Willow Fox

Art with Nature           

An essay for Heaven and Earth 2012, an outdoor exhibition produced by the Center on Contemporary Art.

By Willow Fox

The impulse to create is one that brings us closer to the power of the universe.  As we exist in a world that is in motion, left to its own devices to continually recreate itself in its own image, so we too perpetuate the act of making.  This is a necessity of human existence, evidenced by the fact of shelters, tools, and cave paintings from our earliest known ancestors.  We have also been making land art on a giant scale for millennia, and are confronted with these mysteries in the form of earth mounds that sometimes look like giant serpents, chalk glyphs too large to compose in the moment, or the petroglyphs which continue their lineage in the streets.

When we turn our contemporary creative impulse to the natural world, we walk a fine line between commentary, hubris, and conceptual illustration.  What could be added that would say more than already found in the infinity of a tree?  The paradox of a finite object containing infinite space, what conceptual creation could human hands contribute equal to this mystical understanding?  Already our creations carry us forward into an abyss, how can we even hope to balance this with an homage?

Yet still we try; we must continue dancing the two step of evolution past the point of thundering beasts hell bent on the destruction of all we survey, including our own sovereignty.  Creating in nature, for nature, with nature, we can again encounter the wildness in our spirit.  In an age where we are living at a pinnacle of disconnect from our natural environs, land art can become a political act - a healing ritual, an exploration of the intersection between creation and destruction.

Some pieces are an offering to Nature by virtue of their materials; made of local media, they will quickly degrade with the elements, secretly releasing intentions of the artist over the course of the changes.  This kind of art also exists in numerous spiritual practices throughout the world.  Where does art end and ritual begin?  If the energetic imprint of an intention begins the process of casting a spell, or a prayer, or releasing thought-forms into the mirror of physical manifestation, then artwork finds a natural home here.
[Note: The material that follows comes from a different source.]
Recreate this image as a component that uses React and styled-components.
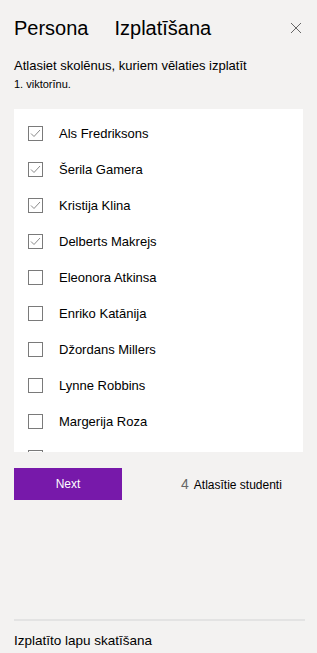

Artists also can invoke the regenerative powers of the Earth through works that metaphorically enhance the orderly chaos of growth.   Scientists, who’s labors restore balance to the land, augment their success when seeing through artists’ eyes into the wonder of how deeply humans can influence our world and each other.  We can create mandalas of native species when replanting a clearcut, we can use living plants to form a conceptually interesting artwork.  At what point does a freshly planted grove of trees become a sculpture?  At what point on this spectrum of hard labor and conceptual strength do these creations pass into the realm of art?

The same question can be asked of architecture.  At what point on the spectrum of shelter and sculpture does an object pass into the realm of art?  Outdoor spaces allowed time to develop undisturbed over years have the capacity to support manifestations of living spaces.  These structures can be built of trees and other large plants, and provide interiors that change continually over the seasons.  These spaces breathe in a way exactly compatible with humans and other creatures, and allow for the experience of ‘in-between’ that can be so transformative.

Land art also encompasses works intentionally created of substances that are attractive to the non-human residents of the site, whether as building materials, sustenance, or a place to take shelter.  In this way, art becomes more than a human’s reflection of human experience.   These artists engage other creatures as equals, in developed and undeveloped areas.  The creatures themselves join in the process of creation/destruction of the work as they interact with it, and so become like generative collaborators.

Some artists enjoy playing with the invisible forces at work in the environment.  Wind, lightning, tidal motion, energetic lines of the electro-magnetic field all become media in the hands of land artists.  The works are beautiful unto themselves, but when a temporal force of nature moves through the work it is completed and transformed. 

Human interactions, whether performance, free form additive offerings, or vandalism also complete these temporary pieces in nature.  CoCA’s attitude of embracing all types of community involvement is critical to the success of this series of outdoor exhibits.  Placing sculpture in a public environment is inviting curiosity and exploration, but also less friendly attention.  By allowing the exhibit’s temporary pieces to be authentic offerings freely given to the plant divas and elementals, CoCA stands true to that elusive quality we seek in the less-traveled path.